On the Role of Large Organizations
The effect of the World War II decision [was] to make health insurance policies deductible to employers and tax-free to employees. This tended to tie health insurance to employment and has made individuals dependent on large organizations. Since third parties pick up the tab for most health-care spending, consumers tend not to be cost-conscious. The result has been above-inflation cost increases for health care.
The New Deal and the World War II years produced policies that left people dependent on large organizations. We now learn from the problems of steel pensioners or Social Security recipients, those organizations don't always deliver.

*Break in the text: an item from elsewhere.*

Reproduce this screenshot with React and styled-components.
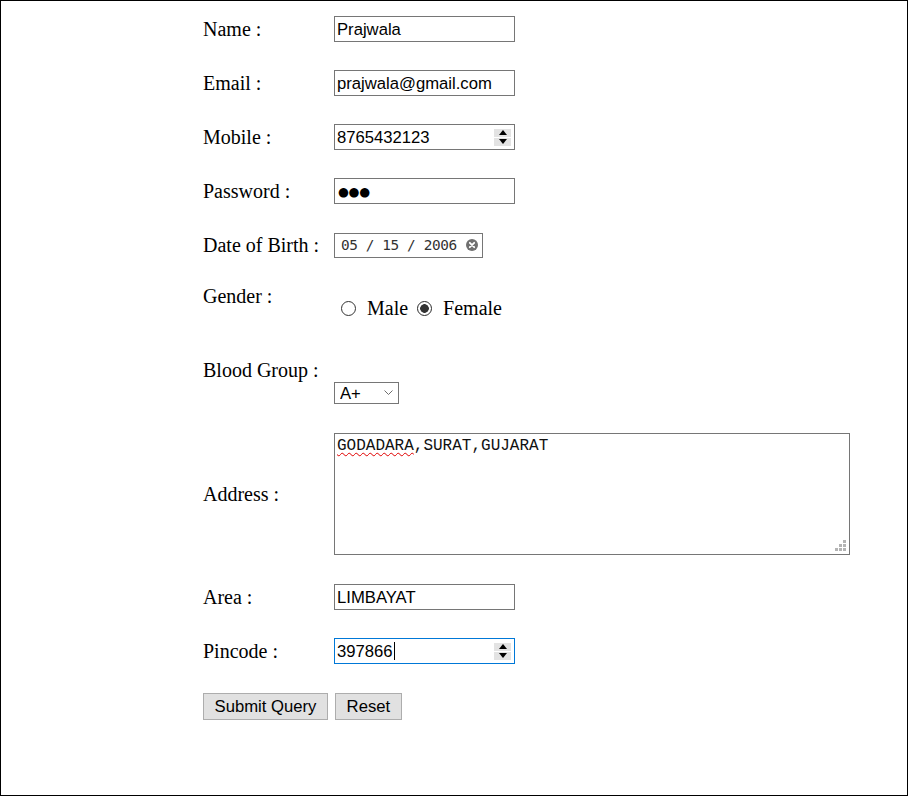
import React from 'react';
import styled, { createGlobalStyle } from 'styled-components';

const GlobalStyle = createGlobalStyle`
  * {
    box-sizing: border-box;
  }
  html,
  body {
    margin: 0;
    padding: 0;
    background: #fff;
  }
  body {
    font-family: "Liberation Serif", "Times New Roman", serif;
    color: #000;
  }
`;

const controlFont = `16.67px "Liberation Sans", Arial, sans-serif`;

function App() {
  return (
    <>
      <GlobalStyle />
      <Page>
        <Form onSubmit={e => e.preventDefault()}>
          <Row h={54}>
            <Label>Name :</Label>
            <TextInput type="text" defaultValue="Prajwala" />
          </Row>
          <Row h={54}>
            <Label>Email :</Label>
            <TextInput type="text" defaultValue="prajwala@gmail.com" />
          </Row>
          <Row h={54}>
            <Label>Mobile :</Label>
            <NumberField value="8765432123" />
          </Row>
          <Row h={54}>
            <Label>Password :</Label>
            <FieldBox aria-label="password">
              <Dots>●●●</Dots>
            </FieldBox>
          </Row>
          <Row h={54}>
            <Label>Date of Birth :</Label>
            <DateBox>
              <DateText>05 / 15 / 2006</DateText>
              <ClearIcon />
            </DateBox>
          </Row>
          <Row h={49}>
            <Label>Gender :</Label>
            <Stack lead={23}>
              <RadioLine>
                <RadioOption first>
                  <Radio type="radio" name="gender" value="male" />
                  Male
                </RadioOption>
                <RadioOption>
                  <Radio type="radio" name="gender" value="female" defaultChecked />
                  Female
                </RadioOption>
              </RadioLine>
            </Stack>
          </Row>
          <Row h={98}>
            <Label>Blood Group :</Label>
            <Stack lead={46}>
              <SelectBox>
                <Select defaultValue="A+">
                  <option>A+</option>
                  <option>A-</option>
                  <option>B+</option>
                  <option>B-</option>
                  <option>O+</option>
                  <option>O-</option>
                  <option>AB+</option>
                  <option>AB-</option>
                </Select>
                <Chevron width="9" height="5" viewBox="0 0 9 5">
                  <path d="M0.5 0.5 L4.5 4.5 L8.5 0.5" fill="none" stroke="#6d6d6d" strokeWidth="1" />
                </Chevron>
              </SelectBox>
            </Stack>
          </Row>
          <Row h={150}>
            <Label>Address :</Label>
            <AddressBox>
              <Misspelled>GODADARA</Misspelled>,SURAT,GUJARAT
              <Grip width="11" height="11" viewBox="0 0 11 11">
                <rect x="8" y="0" width="3" height="3" fill="#b4b4b4" />
                <rect x="4" y="4" width="3" height="3" fill="#b4b4b4" />
                <rect x="8" y="4" width="3" height="3" fill="#b4b4b4" />
                <rect x="0" y="8" width="3" height="3" fill="#b4b4b4" />
                <rect x="4" y="8" width="3" height="3" fill="#b4b4b4" />
                <rect x="8" y="8" width="3" height="3" fill="#b4b4b4" />
              </Grip>
            </AddressBox>
          </Row>
          <Row h={56}>
            <Label>Area :</Label>
            <TextInput type="text" defaultValue="LIMBAYAT" />
          </Row>
          <Row h={52}>
            <Label>Pincode :</Label>
            <NumberField value="397866" focused />
          </Row>
          <ButtonRow>
            <Button type="submit">Submit Query</Button>
            <Button type="reset">Reset</Button>
          </ButtonRow>
        </Form>
      </Page>
    </>
  );
}

function NumberField({ value, focused }) {
  return (
    <FieldBox focused={focused}>
      <FieldText>{value}</FieldText>
      {focused && <Caret />}
      <Spinner>
        <SpinHalf>
          <svg width="8" height="5" viewBox="0 0 8 5">
            <path d="M0 5 L4 0 L8 5 Z" fill="#000" />
          </svg>
        </SpinHalf>
        <SpinHalf>
          <svg width="8" height="5" viewBox="0 0 8 5">
            <path d="M0 0 L4 5 L8 0 Z" fill="#000" />
          </svg>
        </SpinHalf>
      </Spinner>
    </FieldBox>
  );
}

function ClearIcon() {
  return (
    <ClearSvg width="12" height="12" viewBox="0 0 12 12">
      <circle cx="6" cy="6" r="6" fill="#6f6f6f" />
      <path d="M3.8 3.8 L8.2 8.2 M8.2 3.8 L3.8 8.2" stroke="#fff" strokeWidth="1.8" strokeLinecap="round" />
    </ClearSvg>
  );
}

export default App;

const Page = styled.div`
  width: 908px;
  height: 796px;
  border: 1px solid #000;
  padding: 1px 0 0 202px;
`;

const Form = styled.form`
  display: flex;
  flex-direction: column;
`;

const Row = styled.div`
  display: grid;
  grid-template-columns: 131px auto;
  align-items: center;
  justify-items: start;
  height: ${p => p.h}px;
`;

const Label = styled.div`
  font-size: 20px;
  line-height: 23px;
  white-space: nowrap;
`;

const TextInput = styled.input`
  display: block;
  width: 181px;
  height: 26px;
  margin: 0;
  padding: 2px 2px 0;
  border: 1px solid #767676;
  border-radius: 0;
  background: #fff;
  color: #000;
  font: ${controlFont};
  outline: none;
`;

const FieldBox = styled.div`
  display: flex;
  align-items: center;
  width: 181px;
  height: 26px;
  padding: 2px 3px 0 2px;
  border: 1px solid ${p => (p.focused ? '#0078d7' : '#767676')};
  background: #fff;
  font: ${controlFont};
`;

const FieldText = styled.span`
  white-space: nowrap;
`;

const Dots = styled.span`
  margin: -2px 0 0 1px;
  font: 12.5px "DejaVu Sans", sans-serif;
  letter-spacing: -0.3px;
  color: #000;
`;

const Caret = styled.span`
  width: 1px;
  height: 18px;
  margin: -2px 0 0 1px;
  background: #000;
`;

const Spinner = styled.div`
  display: flex;
  flex-direction: column;
  gap: 1px;
  width: 17px;
  height: 17px;
  margin: -2px 0 0 auto;
`;

const SpinHalf = styled.div`
  flex: 1;
  display: flex;
  align-items: center;
  justify-content: center;
  background: #e3e3e3;
`;

const DateBox = styled.div`
  display: flex;
  align-items: center;
  width: 149px;
  height: 25px;
  padding: 0 4px 0 6px;
  border: 1px solid #767676;
  background: #fff;
`;

const DateText = styled.span`
  font: 14.4px "DejaVu Sans Mono", "Liberation Mono", monospace;
  letter-spacing: -0.4px;
  color: #333;
  white-space: pre;
`;

const ClearSvg = styled.svg`
  display: block;
  margin-left: auto;
`;

const Stack = styled.div`
  display: flex;
  flex-direction: column;
  padding-top: ${p => p.lead}px;
`;

const RadioLine = styled.div`
  display: flex;
  align-items: center;
  height: 23px;
  font-size: 20px;
`;

const RadioOption = styled.label`
  display: inline-flex;
  align-items: center;
  gap: 11px;
  margin-left: ${p => (p.first ? 7 : 9)}px;
`;

const Radio = styled.input`
  appearance: none;
  width: 15px;
  height: 15px;
  margin: 0;
  border: 1px solid #333;
  border-radius: 50%;
  background: #fff;

  &:checked {
    border-color: #2b2b2b;
    background: radial-gradient(circle, #333 0 4px, #fff 4.6px);
  }
`;

const SelectBox = styled.div`
  position: relative;
  width: 65px;
  height: 22px;
`;

const Select = styled.select`
  appearance: none;
  display: block;
  width: 65px;
  height: 22px;
  margin: 0;
  padding: 1px 0 0 5px;
  border: 1px solid #767676;
  border-radius: 0;
  background: #fff;
  color: #000;
  font: ${controlFont};
  outline: none;
`;

const Chevron = styled.svg`
  position: absolute;
  right: 6px;
  top: 8px;
  pointer-events: none;
`;

const AddressBox = styled.div`
  position: relative;
  width: 516px;
  height: 122px;
  padding: 3px 2px 2px;
  border: 1px solid #767676;
  background: #fff;
  font: 16px "Liberation Mono", "Courier New", monospace;
  color: #111;
  white-space: pre;
`;

const Misspelled = styled.span`
  text-decoration: underline wavy #e00000;
  text-decoration-skip-ink: none;
  text-decoration-thickness: 1px;
  text-underline-offset: 2px;
`;

const Grip = styled.svg`
  position: absolute;
  right: 3px;
  bottom: 3px;
`;

const ButtonRow = styled.div`
  display: flex;
  align-items: center;
  gap: 7px;
  height: 59px;
`;

const Button = styled.button`
  height: 27px;
  margin: 0;
  padding: 1px 10.6px 0;
  border: 1px solid #adadad;
  border-radius: 0;
  background: #e1e1e1;
  color: #000;
  font: ${controlFont};
  cursor: pointer;
`;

On How to Control the Costs of Pharmaceuticals
Allow Medicare to negotiate drug prices. Reinstitute a requirement that drug companies disclose all known side-effect risks in their advertisements. Eliminate the payment of 'user-fees' for FDA approval. Authorize 'parallel trading' with other developed countries. Ban one drug company from paying another 'not to manufacture'a less-expensive version of a drug. Require new brand-name drugs to be superior than current drugs . . . or no patent!
[But these policy changes] aren't happening because big drug companies have too much power and weak-kneed politicians aren't willing to stand up to them.
The first comments were written by political commentator Michael Barone in the Washington Times. The second set of comments were by local Cranston, RI Mayor and Republican Senatorial candidate Stephen P Laffey, and were noted in the Providence Journal.